For the first time, the C4S comes with a button to raise the suspension 1.5 inches to avoid scraping the splitter when driving over the curb into the driveway.

It also comes available with rear axle steering as part of the $6,810 sport package: The rear axle steers independently of the front wheels. At low speeds, under 31 mph to be exact, the rear wheels turn opposite the front wheels for better agility.

Essentially, it shortens the wheelbase, making a U-turn into that parking space a whole lot easier. At higher speeds, the rear wheels turn in the same direction as the front, essentially stretching the wheelbase for better stability, so you can turn at higher speeds and ride that line.

If you really, really need to drift, you can always shut off Porsche Stability Management, or let Sport Plus mode disable the most limiting parts.

We felt no need to switch it off during our track day.

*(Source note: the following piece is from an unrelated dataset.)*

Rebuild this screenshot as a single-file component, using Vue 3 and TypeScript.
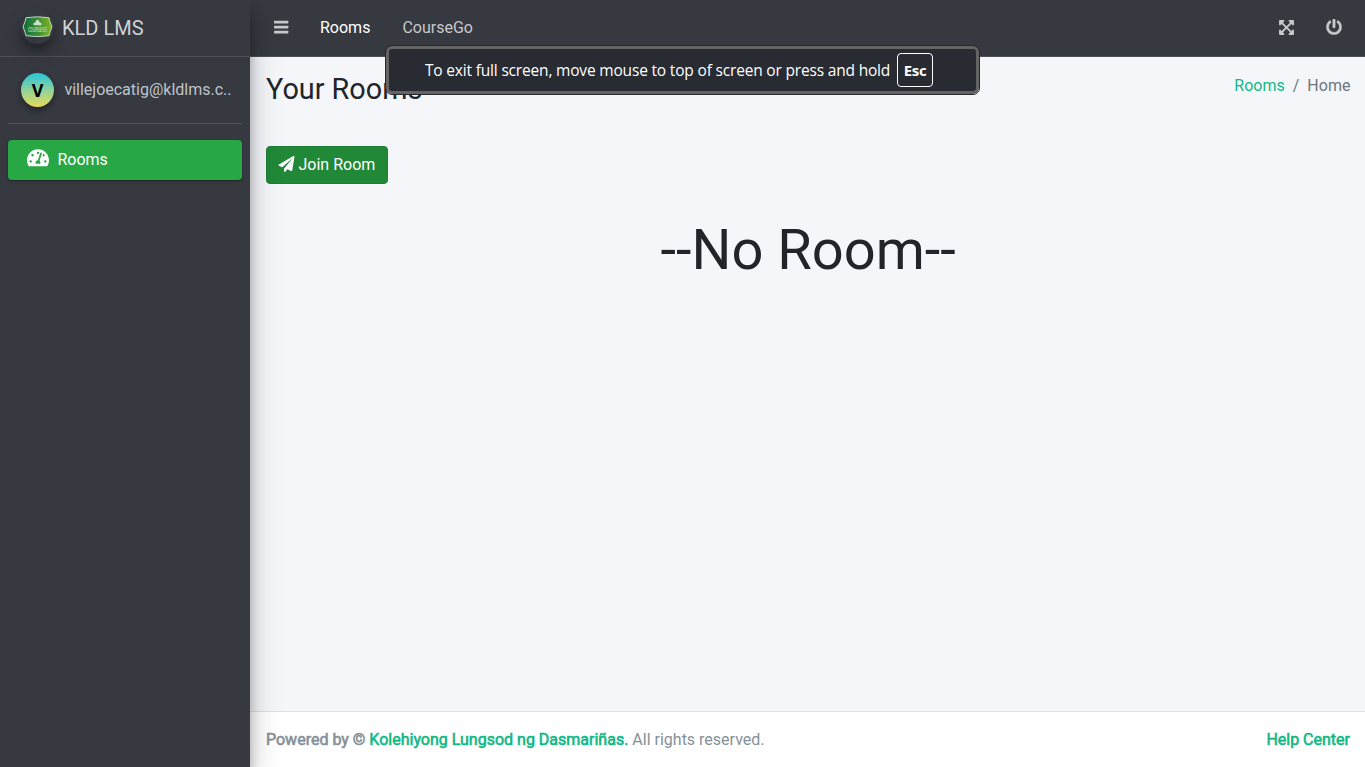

The Sport Chrono package on the test model included the GT steering wheel, which is unfettered except for the drive mode switch derived from the 918 Spyder supercar. Drivers can toggle between Normal, Sport, Sport Plus, and Individual Mode, which is a customized blend of inputs.

We played around with the paddle shifters and the manual function of the gearbox, but the automatically shifting PDK seven-speed transmission simply was a smarter, better shifter.

It let me focus on hitting the apexes and following the line of least resistance to stay at speed. PDK reads the inputs and responds appropriately, so if you slam the throttle, it could stay in second gear until near 70 mph; conversely, on the highway, it can stay in seventh gear even as you slow down to coasting in the mid-50 mph range. To call its shifting seamless would be an understatement.